Written request:
Begin with the first line of the material and copy each line word for word through the line that contains "const THUMB_RANGE = 259;"; the pictures are left out.

Source excerpt:

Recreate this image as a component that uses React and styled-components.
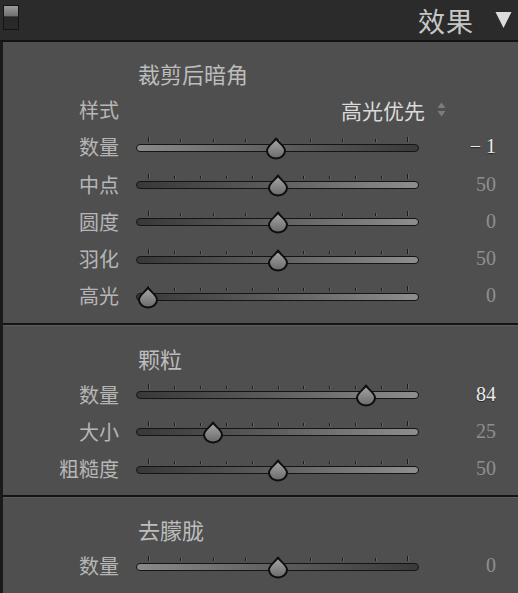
import React from 'react';
import styled, { createGlobalStyle } from 'styled-components';

const GlobalStyle = createGlobalStyle`
  html, body {
    margin: 0;
    padding: 0;
    background: #4f4f4f;
  }
  body {
    font-family: "Noto Sans CJK SC", "Noto Sans", sans-serif;
  }
`;

const SERIF_CJK = '"Liberation Serif", "Noto Sans CJK SC", serif';

const TRACK_W = 283;
const THUMB_MIN = 12;
const THUMB_RANGE = 259;

const sections = [
    {
        title: '裁剪后暗角',
        top: 19,
        style: '高光优先',
        rows: [
            { label: '数量', value: -1, min: -100, max: 100, shown: '− 1', hot: true, fade: 'down' },
            { label: '中点', value: 50, min: 0, max: 100, shown: '50', fade: 'up' },
            { label: '圆度', value: 0, min: -100, max: 100, shown: '0', fade: 'up' },
            { label: '羽化', value: 50, min: 0, max: 100, shown: '50', fade: 'up' },
            { label: '高光', value: 0, min: 0, max: 100, shown: '0', fade: 'up' },
        ],
    },
    {
        title: '颗粒',
        top: 21,
        rows: [
            { label: '数量', value: 84, min: 0, max: 100, shown: '84', hot: true, fade: 'up' },
            { label: '大小', value: 25, min: 0, max: 100, shown: '25', fade: 'up' },
            { label: '粗糙度', value: 50, min: 0, max: 100, shown: '50', fade: 'up' },
        ],
    },
    {
        title: '去朦胧',
        top: 20,
        rows: [
            { label: '数量', value: 0, min: -100, max: 100, shown: '0', fade: 'down' },
        ],
    },
];

const Header = styled.header`
    height: 40px;
    background: #2b2b2b;
    display: flex;
    align-items: center;
    padding: 0 6px 0 3px;
`;

const Toggle = styled.div`
    width: 14px;
    height: 23px;
    margin-top: -5px;
    border: 1px solid #141414;
    background: linear-gradient(#9a9a9a, #6e6e6e 45%, #272727 46%, #2a2a2a);
    box-sizing: content-box;
`;

const HeaderTitle = styled.h2`
    margin: 0 21px 0 auto;
    font-family: ${SERIF_CJK};
    font-weight: 400;
    font-size: 27px;
    color: #c6c6c6;
    letter-spacing: 1px;
`;

const Panel = styled.main`
    border-top: 2px solid #121212;
    border-left: 3px solid #1a1a1a;
    background: #4f4f4f;
`;

const Section = styled.section`
    padding: ${p => p.$top}px 0 8px;
    & + & {
        border-top: 2px solid #141414;
        box-shadow: inset 0 1px 0 #5d5d5d;
    }
`;

const SectionTitle = styled.h3`
    margin: 0 0 0 135px;
    height: 30px;
    line-height: 30px;
    font-family: ${SERIF_CJK};
    font-weight: 400;
    font-size: 22px;
    color: #bdbdbd;
`;

const Row = styled.div`
    display: grid;
    grid-template-columns: 116px ${TRACK_W}px 1fr;
    column-gap: 17px;
    align-items: center;
    height: 37.25px;
`;

const Label = styled.span`
    text-align: right;
    font-family: ${SERIF_CJK};
    font-size: 20px;
    color: #b6b6b6;
`;

const Value = styled.span`
    text-align: right;
    padding-right: 22px;
    font-family: ${SERIF_CJK};
    font-size: 20px;
    color: ${p => (p.$hot ? '#ececec' : '#8f8f8f')};
    text-shadow: ${p => (p.$hot ? '0 1px 1px #222' : 'none')};
`;

const Picker = styled.div`
    grid-column: 2 / 4;
    display: flex;
    align-items: center;
    justify-content: flex-end;
    padding-right: 72px;
    gap: 12px;
    font-family: ${SERIF_CJK};
    font-size: 21px;
    color: #dadada;
`;

const SliderBox = styled.div`
    position: relative;
    height: 22px;
    margin-top: 2px;
`;

const Tick = styled.i`
    position: absolute;
    width: 1px;
    top: ${p => (p.$end ? 0 : 2)}px;
    height: ${p => (p.$end ? 5 : 3)}px;
    background: #1c1c1c;
    box-shadow: 1px 0 0 #666;
`;

const Track = styled.div`
    position: absolute;
    left: 0;
    right: 0;
    top: 7px;
    height: 8px;
    box-sizing: border-box;
    border: 1.5px solid #151515;
    border-radius: 5px;
    background: ${p =>
        p.$fade === 'down'
            ? 'linear-gradient(90deg, #8a8a8a, #5a5a5a 55%, #3a3a3a)'
            : 'linear-gradient(90deg, #383838, #5a5a5a 45%, #8e8e8e)'};
`;

const Thumb = styled.svg`
    position: absolute;
    top: 0;
    width: 22px;
    height: 22px;
    margin-left: -11px;
    overflow: visible;
`;

function Slider({ value, min, max, fade }) {
    const count = min < 0 ? 9 : 11;
    const ticks = Array.from({ length: count }, (_, i) => THUMB_MIN + (i * THUMB_RANGE) / (count - 1));
    const x = THUMB_MIN + ((value - min) / (max - min)) * THUMB_RANGE;
    return (
        <SliderBox>
            {ticks.map((t, i) => (
                <Tick key={i} $end={i === 0 || i === count - 1} style={{ left: t }} />
            ))}
            <Track $fade={fade} />
            <Thumb viewBox="0 0 22 22" style={{ left: x }}>
                <defs>
                    <linearGradient id="thumbFill" x1="0" y1="0" x2="0" y2="1">
                        <stop offset="0" stopColor="#a8a8a8" />
                        <stop offset="1" stopColor="#6a6a6a" />
                    </linearGradient>
                </defs>
                <path
                    d="M11 1.5 C13 5.5 20 9 20 13.8 A9 7.6 0 0 1 2 13.8 C2 9 9 5.5 11 1.5 Z"
                    fill="url(#thumbFill)"
                    stroke="#0e0e0e"
                    strokeWidth="2"
                    strokeLinejoin="round"
                />
            </Thumb>
        </SliderBox>
    );
}

const Stepper = () => (
    <svg width="9" height="15" viewBox="0 0 9 15">
        <polygon points="4.5,0.5 8.5,6 0.5,6" fill="#7c7c7c" />
        <polygon points="0.5,9 8.5,9 4.5,14.5" fill="#7c7c7c" />
    </svg>
);

const App = () => (
    <>
        <GlobalStyle />
        <Header>
            <Toggle />
            <HeaderTitle>效果</HeaderTitle>
            <svg width="17" height="18" viewBox="0 0 17 18">
                <polygon points="0.5,1 16.5,1 8.5,17" fill="#dcdcdc" />
            </svg>
        </Header>
        <Panel>
            {sections.map(sec => (
                <Section key={sec.title} $top={sec.top}>
                    <SectionTitle>{sec.title}</SectionTitle>
                    {sec.style && (
                        <Row>
                            <Label>样式</Label>
                            <Picker>
                                {sec.style}
                                <Stepper />
                            </Picker>
                        </Row>
                    )}
                    {sec.rows.map(r => (
                        <Row key={r.label}>
                            <Label>{r.label}</Label>
                            <Slider value={r.value} min={r.min} max={r.max} fade={r.fade} />
                            <Value $hot={r.hot}>{r.shown}</Value>
                        </Row>
                    ))}
                </Section>
            ))}
        </Panel>
    </>
);

export default App;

Answer to the task:
Recreate this image as a component that uses React and styled-components.
import React from 'react';
import styled, { createGlobalStyle } from 'styled-components';

const GlobalStyle = createGlobalStyle`
  html, body {
    margin: 0;
    padding: 0;
    background: #4f4f4f;
  }
  body {
    font-family: "Noto Sans CJK SC", "Noto Sans", sans-serif;
  }
`;

const SERIF_CJK = '"Liberation Serif", "Noto Sans CJK SC", serif';

const TRACK_W = 283;
const THUMB_MIN = 12;
const THUMB_RANGE = 259;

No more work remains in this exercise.